What the task asks =>
Copy out the data below as written; omit any images.

Data segment =>
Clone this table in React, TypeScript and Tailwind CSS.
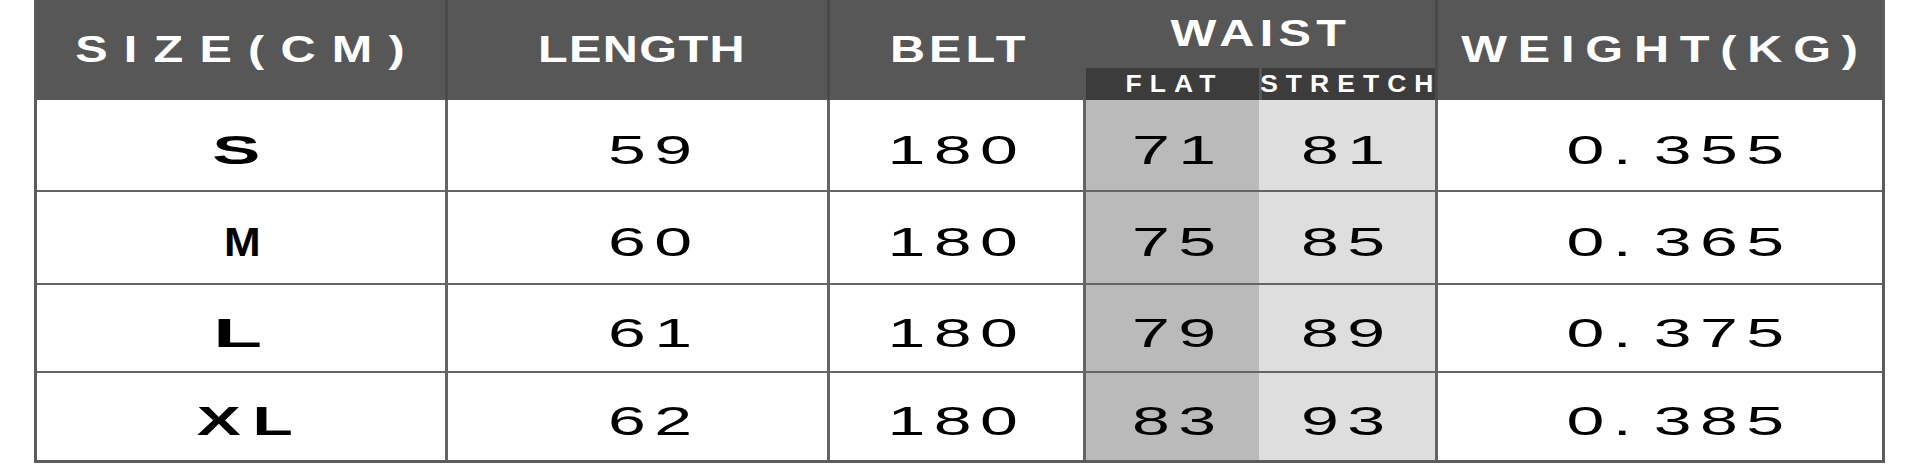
import React from "react";

const FONT = "font-['Liberation_Sans',Arial,sans-serif]";

function Num({
  children,
  bold = false,
  scale = "scale-x-[1.7]",
  tracking = "tracking-[5px]",
}: {
  children: React.ReactNode;
  bold?: boolean;
  scale?: string;
  tracking?: string;
}) {
  return (
    <span
      className={`inline-block ${scale} whitespace-pre text-[40px] leading-none ${tracking} text-black ${bold ? "font-bold" : "font-normal"}`}
    >
      {children}
    </span>
  );
}

function Head({ children, tracking }: { children: React.ReactNode; tracking: string }) {
  return (
    <span className={`inline-block scale-x-[1.35] whitespace-pre text-[36px] font-bold leading-none text-white ${tracking}`}>
      {children}
    </span>
  );
}

function Sub({ children }: { children: React.ReactNode }) {
  return (
    <span className="inline-block scale-x-[1.15] whitespace-pre text-[23px] font-bold leading-none tracking-[7px] text-white">
      {children}
    </span>
  );
}

function Weight({ v }: { v: string }) {
  return (
    <Num>
      0.<span className="inline-block w-[8px]" />
      {v}
    </Num>
  );
}

const rows = [
  { size: "S", sScale: "scale-x-[1.8]", sTrack: "tracking-[5px]", sPad: "", length: "59", belt: "180", flat: "71", stretch: "81", weight: "355", h: "border-b-2" },
  { size: "M", sScale: "scale-x-[1.1]", sTrack: "tracking-[5px]", sPad: "pl-[8px]", length: "60", belt: "180", flat: "75", stretch: "85", weight: "365", h: "border-b-2" },
  { size: "L", sScale: "scale-x-[2]", sTrack: "tracking-[5px]", sPad: "pl-[4px]", length: "61", belt: "180", flat: "79", stretch: "89", weight: "375", h: "border-b-2" },
  { size: "XL", sScale: "scale-x-[1.65]", sTrack: "tracking-[7px]", sPad: "pl-[20px]", length: "62", belt: "180", flat: "83", stretch: "93", weight: "385", h: "" },
];

export default function App() {
  const cell = "flex items-center justify-center pt-[9px] border-[#646464]";
  return (
    <div className={`h-[465px] w-[1919px] overflow-hidden bg-white pl-[34px] ${FONT}`}>
      <div className="grid w-[1851px] grid-cols-[411px_382px_256px_173px_179px_444px] grid-rows-[68px_32px_92px_93px_88px_87px] border-x-[3px] border-b-[3px] border-[#5c5c5c]">
        {/* header */}
        <div className="row-span-2 flex items-center justify-center border-r-[3px] border-[#4a4a4a] bg-[#575757] pl-[14px]">
          <Head tracking="tracking-[12px]">SIZE(CM)</Head>
        </div>
        <div className="row-span-2 flex items-center justify-center border-r-[3px] border-[#4a4a4a] bg-[#575757] pl-[8px]">
          <Head tracking="tracking-[1px]">LENGTH</Head>
        </div>
        <div className="row-span-2 flex items-center justify-center bg-[#575757] pl-[4px]">
          <Head tracking="tracking-[3px]">BELT</Head>
        </div>
        <div className="col-span-2 flex items-center justify-center border-r-[3px] border-[#4a4a4a] bg-[#575757]">
          <Head tracking="tracking-[4px]">WAIST</Head>
        </div>
        <div className="row-span-2 flex items-center justify-center bg-[#575757] pl-[10px]">
          <Head tracking="tracking-[8px]">WEIGHT(KG)</Head>
        </div>
        <div className="flex items-center justify-center bg-[#3c3c3c] pl-[4px]">
          <Sub>FLAT</Sub>
        </div>
        <div className="flex items-center justify-center border-l-[3px] border-r-[3px] border-l-[#575757] border-r-[#4a4a4a] bg-[#3c3c3c] pl-[4px]">
          <Sub>STRETCH</Sub>
        </div>

        {/* data rows */}
        {rows.map((r) => (
          <React.Fragment key={r.size}>
            <div className={`${cell} ${r.h} border-r-[3px] bg-white ${r.sPad}`}>
              <Num bold scale={r.sScale} tracking={r.sTrack}>
                {r.size}
              </Num>
            </div>
            <div className={`${cell} ${r.h} border-r-[3px] bg-white pl-[33px]`}>
              <Num>{r.length}</Num>
            </div>
            <div className={`${cell} ${r.h} border-r-[3px] bg-white`}>
              <Num>{r.belt}</Num>
            </div>
            <div className={`${cell} ${r.h} bg-[#bababa] pl-[12px]`}>
              <Num>{r.flat}</Num>
            </div>
            <div className={`${cell} ${r.h} border-r-[3px] bg-[#dedede]`}>
              <Num>{r.stretch}</Num>
            </div>
            <div className={`${cell} ${r.h} bg-white pl-[40px]`}>
              <Weight v={r.weight} />
            </div>
          </React.Fragment>
        ))}
      </div>
    </div>
  );
}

Written answer =>
Clone this table in React, TypeScript and Tailwind CSS.
import React from "react";

const FONT = "font-['Liberation_Sans',Arial,sans-serif]";

function Num({
  children,
  bold = false,
  scale = "scale-x-[1.7]",
  tracking = "tracking-[5px]",
}: {
  children: React.ReactNode;
  bold?: boolean;
  scale?: string;
  tracking?: string;
}) {
  return (
    <span
      className={`inline-block ${scale} whitespace-pre text-[40px] leading-none ${tracking} text-black ${bold ? "font-bold" : "font-normal"}`}
    >
      {children}
    </span>
  );
}

function Head({ children, tracking }: { children: React.ReactNode; tracking: string }) {
  return (
    <span className={`inline-block scale-x-[1.35] whitespace-pre text-[36px] font-bold leading-none text-white ${tracking}`}>
      {children}
    </span>
  );
}

function Sub({ children }: { children: React.ReactNode }) {
  return (
    <span className="inline-block scale-x-[1.15] whitespace-pre text-[23px] font-bold leading-none tracking-[7px] text-white">
      {children}
    </span>
  );
}

function Weight({ v }: { v: string }) {
  return (
    <Num>
      0.<span className="inline-block w-[8px]" />
      {v}
    </Num>
  );
}

const rows = [
  { size: "S", sScale: "scale-x-[1.8]", sTrack: "tracking-[5px]", sPad: "", length: "59", belt: "180", flat: "71", stretch: "81", weight: "355", h: "border-b-2" },
  { size: "M", sScale: "scale-x-[1.1]", sTrack: "tracking-[5px]", sPad: "pl-[8px]", length: "60", belt: "180", flat: "75", stretch: "85", weight: "365", h: "border-b-2" },
  { size: "L", sScale: "scale-x-[2]", sTrack: "tracking-[5px]", sPad: "pl-[4px]", length: "61", belt: "180", flat: "79", stretch: "89", weight: "375", h: "border-b-2" },
  { size: "XL", sScale: "scale-x-[1.65]", sTrack: "tracking-[7px]", sPad: "pl-[20px]", length: "62", belt: "180", flat: "83", stretch: "93", weight: "385", h: "" },
];

export default function App() {
  const cell = "flex items-center justify-center pt-[9px] border-[#646464]";
  return (
    <div className={`h-[465px] w-[1919px] overflow-hidden bg-white pl-[34px] ${FONT}`}>
      <div className="grid w-[1851px] grid-cols-[411px_382px_256px_173px_179px_444px] grid-rows-[68px_32px_92px_93px_88px_87px] border-x-[3px] border-b-[3px] border-[#5c5c5c]">
        {/* header */}
        <div className="row-span-2 flex items-center justify-center border-r-[3px] border-[#4a4a4a] bg-[#575757] pl-[14px]">
          <Head tracking="tracking-[12px]">SIZE(CM)</Head>
        </div>
        <div className="row-span-2 flex items-center justify-center border-r-[3px] border-[#4a4a4a] bg-[#575757] pl-[8px]">
          <Head tracking="tracking-[1px]">LENGTH</Head>
        </div>
        <div className="row-span-2 flex items-center justify-center bg-[#575757] pl-[4px]">
          <Head tracking="tracking-[3px]">BELT</Head>
        </div>
        <div className="col-span-2 flex items-center justify-center border-r-[3px] border-[#4a4a4a] bg-[#575757]">
          <Head tracking="tracking-[4px]">WAIST</Head>
        </div>
        <div className="row-span-2 flex items-center justify-center bg-[#575757] pl-[10px]">
          <Head tracking="tracking-[8px]">WEIGHT(KG)</Head>
        </div>
        <div className="flex items-center justify-center bg-[#3c3c3c] pl-[4px]">
          <Sub>FLAT</Sub>
        </div>
        <div className="flex items-center justify-center border-l-[3px] border-r-[3px] border-l-[#575757] border-r-[#4a4a4a] bg-[#3c3c3c] pl-[4px]">
          <Sub>STRETCH</Sub>
        </div>

        {/* data rows */}
        {rows.map((r) => (
          <React.Fragment key={r.size}>
            <div className={`${cell} ${r.h} border-r-[3px] bg-white ${r.sPad}`}>
              <Num bold scale={r.sScale} tracking={r.sTrack}>
                {r.size}
              </Num>
            </div>
            <div className={`${cell} ${r.h} border-r-[3px] bg-white pl-[33px]`}>
              <Num>{r.length}</Num>
            </div>
            <div className={`${cell} ${r.h} border-r-[3px] bg-white`}>
              <Num>{r.belt}</Num>
            </div>
            <div className={`${cell} ${r.h} bg-[#bababa] pl-[12px]`}>
              <Num>{r.flat}</Num>
            </div>
            <div className={`${cell} ${r.h} border-r-[3px] bg-[#dedede]`}>
              <Num>{r.stretch}</Num>
            </div>
            <div className={`${cell} ${r.h} bg-white pl-[40px]`}>
              <Weight v={r.weight} />
            </div>
          </React.Fragment>
        ))}
      </div>
    </div>
  );
}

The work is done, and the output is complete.